(Stored data entries)
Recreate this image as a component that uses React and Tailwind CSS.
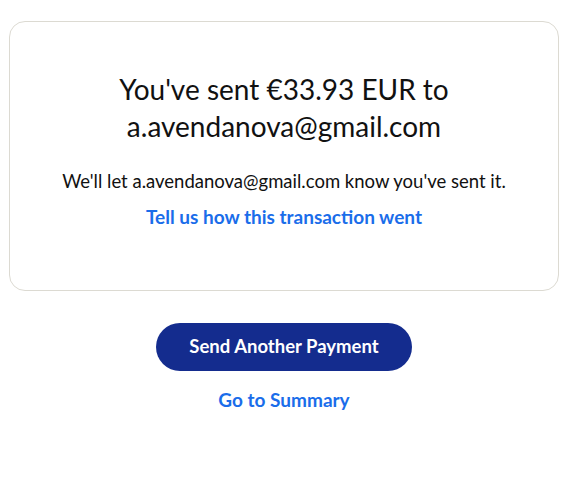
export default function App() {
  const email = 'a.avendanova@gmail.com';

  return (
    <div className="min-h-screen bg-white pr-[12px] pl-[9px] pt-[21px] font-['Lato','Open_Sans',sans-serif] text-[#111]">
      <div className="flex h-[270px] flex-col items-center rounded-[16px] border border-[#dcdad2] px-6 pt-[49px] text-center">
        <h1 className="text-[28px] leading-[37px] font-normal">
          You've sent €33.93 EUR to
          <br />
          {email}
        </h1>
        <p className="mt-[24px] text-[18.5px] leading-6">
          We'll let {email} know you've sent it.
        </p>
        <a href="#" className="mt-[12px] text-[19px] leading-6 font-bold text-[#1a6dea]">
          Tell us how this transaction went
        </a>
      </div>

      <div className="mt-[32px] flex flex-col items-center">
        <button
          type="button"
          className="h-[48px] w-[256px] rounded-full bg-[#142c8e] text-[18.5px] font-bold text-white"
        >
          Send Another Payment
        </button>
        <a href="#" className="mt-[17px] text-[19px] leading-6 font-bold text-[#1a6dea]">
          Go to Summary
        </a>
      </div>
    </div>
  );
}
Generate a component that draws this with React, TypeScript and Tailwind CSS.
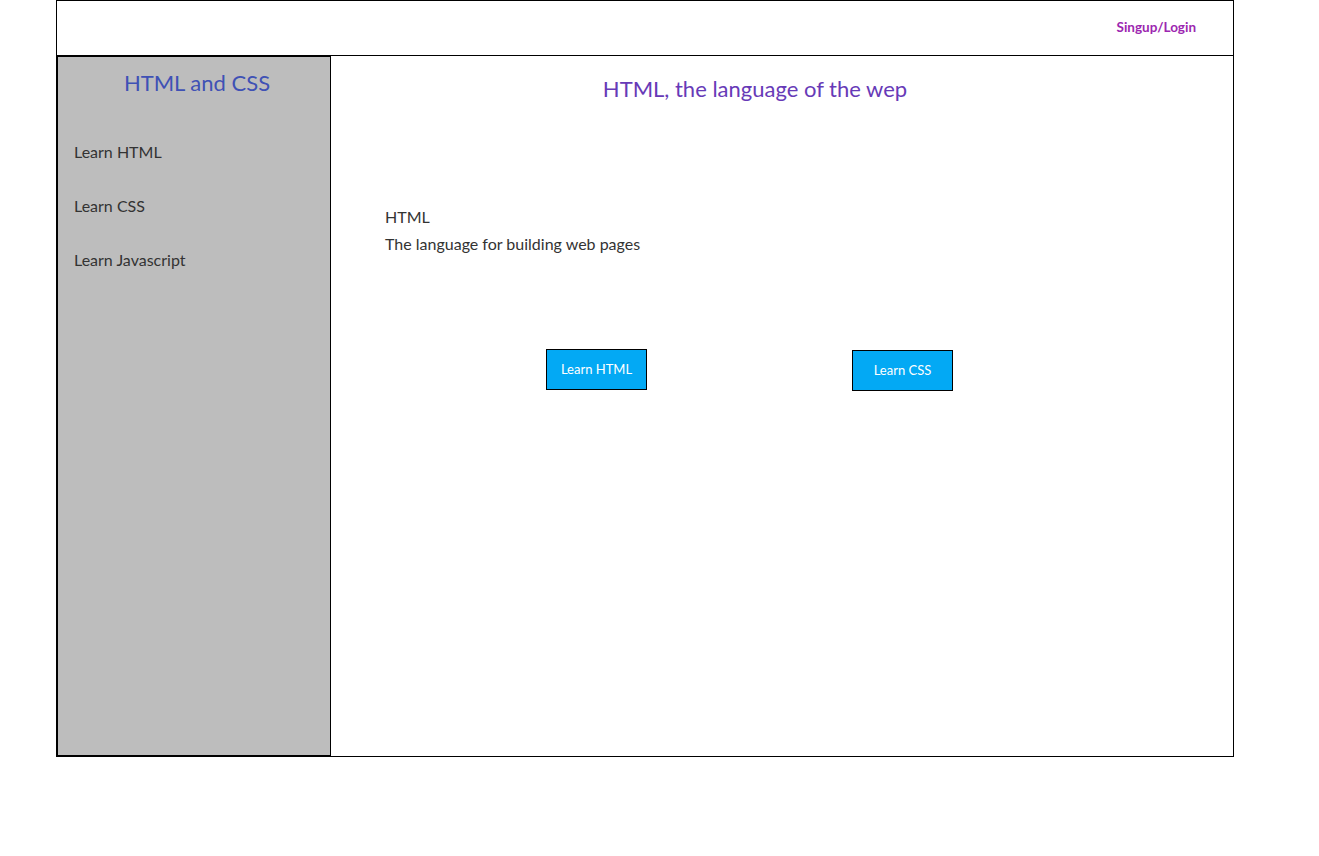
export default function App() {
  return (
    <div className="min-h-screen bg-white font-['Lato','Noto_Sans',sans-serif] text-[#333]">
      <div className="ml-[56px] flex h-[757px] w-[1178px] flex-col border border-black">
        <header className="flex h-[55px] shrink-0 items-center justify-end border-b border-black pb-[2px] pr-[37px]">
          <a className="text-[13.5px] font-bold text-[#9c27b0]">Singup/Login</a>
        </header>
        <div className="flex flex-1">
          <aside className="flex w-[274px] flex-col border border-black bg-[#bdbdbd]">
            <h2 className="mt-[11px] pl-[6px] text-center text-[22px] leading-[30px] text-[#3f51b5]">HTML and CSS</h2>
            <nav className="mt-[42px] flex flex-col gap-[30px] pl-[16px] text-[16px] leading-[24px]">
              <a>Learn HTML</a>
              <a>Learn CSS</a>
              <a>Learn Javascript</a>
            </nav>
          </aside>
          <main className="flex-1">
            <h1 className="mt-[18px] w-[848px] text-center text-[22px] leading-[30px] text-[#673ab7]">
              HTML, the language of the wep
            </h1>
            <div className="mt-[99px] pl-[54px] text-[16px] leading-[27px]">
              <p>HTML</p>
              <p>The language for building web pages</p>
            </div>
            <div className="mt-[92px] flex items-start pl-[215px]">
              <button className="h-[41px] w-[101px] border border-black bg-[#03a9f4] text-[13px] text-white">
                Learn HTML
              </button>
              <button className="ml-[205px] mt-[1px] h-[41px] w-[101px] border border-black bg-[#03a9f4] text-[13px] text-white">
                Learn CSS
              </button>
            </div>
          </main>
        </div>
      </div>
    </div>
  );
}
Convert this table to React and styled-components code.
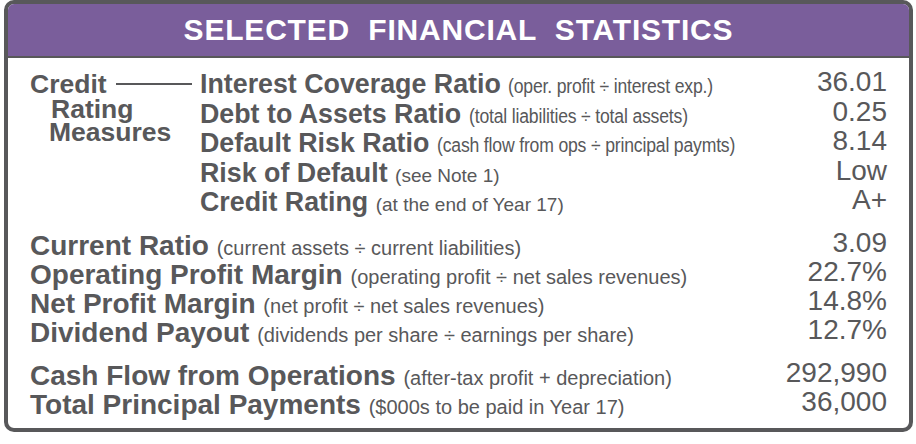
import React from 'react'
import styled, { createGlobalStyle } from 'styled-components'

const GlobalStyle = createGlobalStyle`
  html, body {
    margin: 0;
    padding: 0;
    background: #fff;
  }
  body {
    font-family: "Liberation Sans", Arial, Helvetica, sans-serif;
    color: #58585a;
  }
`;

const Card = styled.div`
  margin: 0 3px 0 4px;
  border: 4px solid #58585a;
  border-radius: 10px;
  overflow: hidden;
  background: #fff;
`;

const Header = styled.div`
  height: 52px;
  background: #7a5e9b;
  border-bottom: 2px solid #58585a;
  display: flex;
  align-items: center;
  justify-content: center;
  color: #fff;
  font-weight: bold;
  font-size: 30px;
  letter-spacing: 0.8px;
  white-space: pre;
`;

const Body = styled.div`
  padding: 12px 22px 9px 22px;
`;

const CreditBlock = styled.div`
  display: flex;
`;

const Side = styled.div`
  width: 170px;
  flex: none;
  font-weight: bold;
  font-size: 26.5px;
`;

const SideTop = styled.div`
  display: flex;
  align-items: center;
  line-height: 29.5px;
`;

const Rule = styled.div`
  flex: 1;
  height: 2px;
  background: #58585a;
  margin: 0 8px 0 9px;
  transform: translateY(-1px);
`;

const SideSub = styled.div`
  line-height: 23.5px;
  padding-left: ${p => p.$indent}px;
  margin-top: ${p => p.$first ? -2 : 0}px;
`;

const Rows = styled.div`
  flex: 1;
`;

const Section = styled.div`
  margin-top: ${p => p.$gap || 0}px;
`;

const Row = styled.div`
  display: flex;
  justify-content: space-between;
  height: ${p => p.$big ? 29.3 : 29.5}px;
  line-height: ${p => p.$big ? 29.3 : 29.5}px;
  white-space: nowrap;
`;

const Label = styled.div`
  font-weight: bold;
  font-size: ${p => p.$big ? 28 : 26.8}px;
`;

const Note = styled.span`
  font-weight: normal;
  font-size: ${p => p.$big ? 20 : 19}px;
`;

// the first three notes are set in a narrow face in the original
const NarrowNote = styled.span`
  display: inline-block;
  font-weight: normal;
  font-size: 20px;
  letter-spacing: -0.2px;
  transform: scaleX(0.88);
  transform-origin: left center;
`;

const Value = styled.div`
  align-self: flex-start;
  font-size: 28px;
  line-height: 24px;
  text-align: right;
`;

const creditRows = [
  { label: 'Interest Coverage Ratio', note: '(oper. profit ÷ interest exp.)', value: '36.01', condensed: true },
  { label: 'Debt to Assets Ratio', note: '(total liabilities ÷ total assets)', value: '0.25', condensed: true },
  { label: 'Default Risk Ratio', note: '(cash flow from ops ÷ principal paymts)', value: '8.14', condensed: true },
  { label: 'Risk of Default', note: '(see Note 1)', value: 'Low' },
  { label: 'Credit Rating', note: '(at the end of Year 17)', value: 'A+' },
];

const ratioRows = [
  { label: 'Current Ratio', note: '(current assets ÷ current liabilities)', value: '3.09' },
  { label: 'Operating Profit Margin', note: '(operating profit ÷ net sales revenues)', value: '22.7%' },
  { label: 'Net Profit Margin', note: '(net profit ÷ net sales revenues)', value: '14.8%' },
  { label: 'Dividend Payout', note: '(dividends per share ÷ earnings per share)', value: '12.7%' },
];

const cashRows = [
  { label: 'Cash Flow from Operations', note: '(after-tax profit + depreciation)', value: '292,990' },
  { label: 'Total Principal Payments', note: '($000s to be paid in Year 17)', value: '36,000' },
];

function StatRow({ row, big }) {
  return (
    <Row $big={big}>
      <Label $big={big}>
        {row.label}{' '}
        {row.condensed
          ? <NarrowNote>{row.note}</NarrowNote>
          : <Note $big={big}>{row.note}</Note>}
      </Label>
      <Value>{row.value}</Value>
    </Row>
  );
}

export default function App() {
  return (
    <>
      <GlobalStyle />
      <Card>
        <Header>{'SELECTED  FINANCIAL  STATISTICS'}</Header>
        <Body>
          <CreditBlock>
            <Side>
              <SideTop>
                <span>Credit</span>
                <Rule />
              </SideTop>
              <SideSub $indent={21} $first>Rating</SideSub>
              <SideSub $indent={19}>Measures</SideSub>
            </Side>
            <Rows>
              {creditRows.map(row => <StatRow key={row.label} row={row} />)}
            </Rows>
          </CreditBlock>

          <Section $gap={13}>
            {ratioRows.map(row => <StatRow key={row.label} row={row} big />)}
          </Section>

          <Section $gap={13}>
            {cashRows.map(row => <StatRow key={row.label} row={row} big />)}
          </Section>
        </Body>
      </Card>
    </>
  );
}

TO DO - Retype each line of the listing above word for word. Exclude the pictures.

RESPONSE TO THE TASK -
Recreate this image as a component that uses React and Tailwind CSS.
export default function App() {
  const email = 'a.avendanova@gmail.com';

  return (
    <div className="min-h-screen bg-white pr-[12px] pl-[9px] pt-[21px] font-['Lato','Open_Sans',sans-serif] text-[#111]">
      <div className="flex h-[270px] flex-col items-center rounded-[16px] border border-[#dcdad2] px-6 pt-[49px] text-center">
        <h1 className="text-[28px] leading-[37px] font-normal">
          You've sent €33.93 EUR to
          <br />
          {email}
        </h1>
        <p className="mt-[24px] text-[18.5px] leading-6">
          We'll let {email} know you've sent it.
        </p>
        <a href="#" className="mt-[12px] text-[19px] leading-6 font-bold text-[#1a6dea]">
          Tell us how this transaction went
        </a>
      </div>

      <div className="mt-[32px] flex flex-col items-center">
        <button
          type="button"
          className="h-[48px] w-[256px] rounded-full bg-[#142c8e] text-[18.5px] font-bold text-white"
        >
          Send Another Payment
        </button>
        <a href="#" className="mt-[17px] text-[19px] leading-6 font-bold text-[#1a6dea]">
          Go to Summary
        </a>
      </div>
    </div>
  );
}
Generate a component that draws this with React, TypeScript and Tailwind CSS.
export default function App() {
  return (
    <div className="min-h-screen bg-white font-['Lato','Noto_Sans',sans-serif] text-[#333]">
      <div className="ml-[56px] flex h-[757px] w-[1178px] flex-col border border-black">
        <header className="flex h-[55px] shrink-0 items-center justify-end border-b border-black pb-[2px] pr-[37px]">
          <a className="text-[13.5px] font-bold text-[#9c27b0]">Singup/Login</a>
        </header>
        <div className="flex flex-1">
          <aside className="flex w-[274px] flex-col border border-black bg-[#bdbdbd]">
            <h2 className="mt-[11px] pl-[6px] text-center text-[22px] leading-[30px] text-[#3f51b5]">HTML and CSS</h2>
            <nav className="mt-[42px] flex flex-col gap-[30px] pl-[16px] text-[16px] leading-[24px]">
              <a>Learn HTML</a>
              <a>Learn CSS</a>
              <a>Learn Javascript</a>
            </nav>
          </aside>
          <main className="flex-1">
            <h1 className="mt-[18px] w-[848px] text-center text-[22px] leading-[30px] text-[#673ab7]">
              HTML, the language of the wep
            </h1>
            <div className="mt-[99px] pl-[54px] text-[16px] leading-[27px]">
              <p>HTML</p>
              <p>The language for building web pages</p>
            </div>
            <div className="mt-[92px] flex items-start pl-[215px]">
              <button className="h-[41px] w-[101px] border border-black bg-[#03a9f4] text-[13px] text-white">
                Learn HTML
              </button>
              <button className="ml-[205px] mt-[1px] h-[41px] w-[101px] border border-black bg-[#03a9f4] text-[13px] text-white">
                Learn CSS
              </button>
            </div>
          </main>
        </div>
      </div>
    </div>
  );
}
Convert this table to React and styled-components code.
import React from 'react'
import styled, { createGlobalStyle } from 'styled-components'

const GlobalStyle = createGlobalStyle`
  html, body {
    margin: 0;
    padding: 0;
    background: #fff;
  }
  body {
    font-family: "Liberation Sans", Arial, Helvetica, sans-serif;
    color: #58585a;
  }
`;

const Card = styled.div`
  margin: 0 3px 0 4px;
  border: 4px solid #58585a;
  border-radius: 10px;
  overflow: hidden;
  background: #fff;
`;

const Header = styled.div`
  height: 52px;
  background: #7a5e9b;
  border-bottom: 2px solid #58585a;
  display: flex;
  align-items: center;
  justify-content: center;
  color: #fff;
  font-weight: bold;
  font-size: 30px;
  letter-spacing: 0.8px;
  white-space: pre;
`;

const Body = styled.div`
  padding: 12px 22px 9px 22px;
`;

const CreditBlock = styled.div`
  display: flex;
`;

const Side = styled.div`
  width: 170px;
  flex: none;
  font-weight: bold;
  font-size: 26.5px;
`;

const SideTop = styled.div`
  display: flex;
  align-items: center;
  line-height: 29.5px;
`;

const Rule = styled.div`
  flex: 1;
  height: 2px;
  background: #58585a;
  margin: 0 8px 0 9px;
  transform: translateY(-1px);
`;

const SideSub = styled.div`
  line-height: 23.5px;
  padding-left: ${p => p.$indent}px;
  margin-top: ${p => p.$first ? -2 : 0}px;
`;

const Rows = styled.div`
  flex: 1;
`;

const Section = styled.div`
  margin-top: ${p => p.$gap || 0}px;
`;

const Row = styled.div`
  display: flex;
  justify-content: space-between;
  height: ${p => p.$big ? 29.3 : 29.5}px;
  line-height: ${p => p.$big ? 29.3 : 29.5}px;
  white-space: nowrap;
`;

const Label = styled.div`
  font-weight: bold;
  font-size: ${p => p.$big ? 28 : 26.8}px;
`;

const Note = styled.span`
  font-weight: normal;
  font-size: ${p => p.$big ? 20 : 19}px;
`;

// the first three notes are set in a narrow face in the original
const NarrowNote = styled.span`
  display: inline-block;
  font-weight: normal;
  font-size: 20px;
  letter-spacing: -0.2px;
  transform: scaleX(0.88);
  transform-origin: left center;
`;

const Value = styled.div`
  align-self: flex-start;
  font-size: 28px;
  line-height: 24px;
  text-align: right;
`;

const creditRows = [
  { label: 'Interest Coverage Ratio', note: '(oper. profit ÷ interest exp.)', value: '36.01', condensed: true },
  { label: 'Debt to Assets Ratio', note: '(total liabilities ÷ total assets)', value: '0.25', condensed: true },
  { label: 'Default Risk Ratio', note: '(cash flow from ops ÷ principal paymts)', value: '8.14', condensed: true },
  { label: 'Risk of Default', note: '(see Note 1)', value: 'Low' },
  { label: 'Credit Rating', note: '(at the end of Year 17)', value: 'A+' },
];

const ratioRows = [
  { label: 'Current Ratio', note: '(current assets ÷ current liabilities)', value: '3.09' },
  { label: 'Operating Profit Margin', note: '(operating profit ÷ net sales revenues)', value: '22.7%' },
  { label: 'Net Profit Margin', note: '(net profit ÷ net sales revenues)', value: '14.8%' },
  { label: 'Dividend Payout', note: '(dividends per share ÷ earnings per share)', value: '12.7%' },
];

const cashRows = [
  { label: 'Cash Flow from Operations', note: '(after-tax profit + depreciation)', value: '292,990' },
  { label: 'Total Principal Payments', note: '($000s to be paid in Year 17)', value: '36,000' },
];

function StatRow({ row, big }) {
  return (
    <Row $big={big}>
      <Label $big={big}>
        {row.label}{' '}
        {row.condensed
          ? <NarrowNote>{row.note}</NarrowNote>
          : <Note $big={big}>{row.note}</Note>}
      </Label>
      <Value>{row.value}</Value>
    </Row>
  );
}

export default function App() {
  return (
    <>
      <GlobalStyle />
      <Card>
        <Header>{'SELECTED  FINANCIAL  STATISTICS'}</Header>
        <Body>
          <CreditBlock>
            <Side>
              <SideTop>
                <span>Credit</span>
                <Rule />
              </SideTop>
              <SideSub $indent={21} $first>Rating</SideSub>
              <SideSub $indent={19}>Measures</SideSub>
            </Side>
            <Rows>
              {creditRows.map(row => <StatRow key={row.label} row={row} />)}
            </Rows>
          </CreditBlock>

          <Section $gap={13}>
            {ratioRows.map(row => <StatRow key={row.label} row={row} big />)}
          </Section>

          <Section $gap={13}>
            {cashRows.map(row => <StatRow key={row.label} row={row} big />)}
          </Section>
        </Body>
      </Card>
    </>
  );
}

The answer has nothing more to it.